A declassified FBI report from 1997, which authorities say was found in the possession of Chinese spying suspect Katrina Leung before her arrest in 2003, said two Chinese nationals were being sought by Chinese authorities for stealing $140 million intended for "a high-tech transfer/purchase of a most-up-to-date satellite retrieval systems technology manufactured by a U.S. firm."

The technology would enable China "to intercept the same intelligence being collected by the U.S.," said the report from the FBI's Hong Kong office.

The report said the "highest level" of the Chinese government had ordered the operation and that the disclosure of the purchase attempt would be "far more detrimental to [China] than the loss of the money."

China's intelligence service, the Ministry of State Security (MSS), offered a reward of $1 million for information about the location of the two Chinese men and the men's "entire families." The men were identified as Liu Zuoqing, a manager of a company in northern China, and Zheng Dequan, a son-in-law of Mr. Liu.

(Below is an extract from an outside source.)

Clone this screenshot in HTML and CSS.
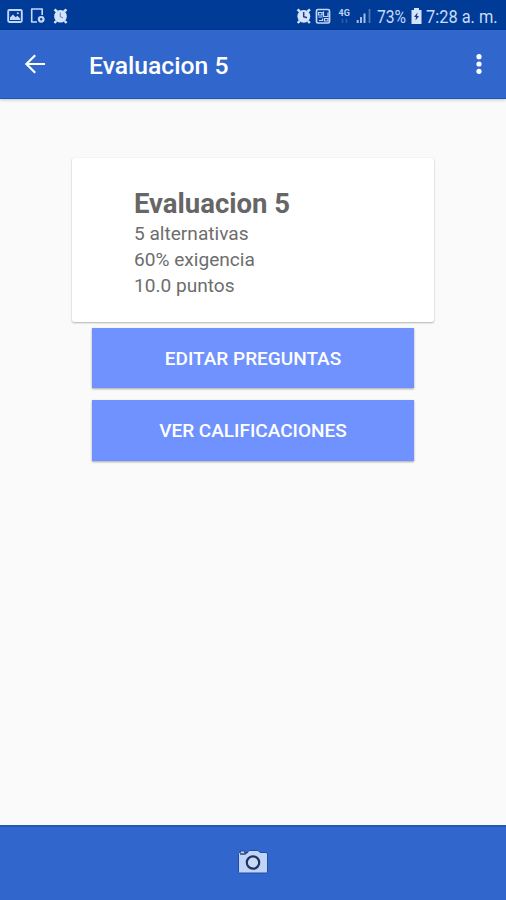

The report also said China's spy agencies had told its agents in the United States to find the men and that Chinese intelligence was prepared to kill the men and their family members.

The document was among several classified reports found in Mrs. Leung's California home. She was arrested in April 2003 and charged with illegally copying the documents she obtained from her FBI handler, James J. Smith, who later pleaded guilty to lying to investigators about Mrs. Leung's reliability as an FBI informant.

Mrs. Leung, who was born in Guangzhou, China, was paid $1.7 million for work as an FBI informant after she was recruited in 1979. Court papers show she also was paid $100,000 by the MSS.

She was not charged with espionage but with illegally copying classified documents she took from Smith's briefcase. Mrs. Leung's case was dismissed in January by a federal judge in Los Angeles on a legal technicality. Federal prosecutors appealed the dismissal, and a ruling on the case is expected next year.

U.S. intelligence officials say the intelligence compromises in the case are among the most damaging in U.S. history. China was able to deceive U.S. intelligence agencies and several American presidents by providing deceptive information about Beijing's plans and strategies through Mrs. Leung's intelligence reports, said officials close to the case.

Two of the FBI's most senior counterintelligence agents, Smith and William Cleveland, improperly had long-term sexual relations with Mrs. Leung, and officials say the affairs prompted both agents to overlook her spying for China.

John D. Vandevelde, an attorney for Mrs. Leung, declined to comment on the case but said his client "has been and is a loyal American who has always worked for the interests of the United States."

Court papers detail that Mrs. Leung was identified as a Chinese spy after U.S. agents intercepted clandestine telephone calls she made to Beijing in October 1990 to her handler for the MSS, identified as Mao Guohua.

Confronted by Smith in 1991, Mrs. Leung admitted that she had been begun spying for the MSS, the documents say. Smith overlooked the spying and later told investigators that he thought he could "re-obtain" her loyalty to the U.S. government. He lied to FBI headquarters, telling them that Mrs. Leung had agreed to take a polygraph to test her loyalty, even though she had refused, the paper say.

Mr. Cleveland, who retired from the FBI in 1993, accepted Smith's word that he had resolved the problem of Mrs. Leung's spying for China, the documents state.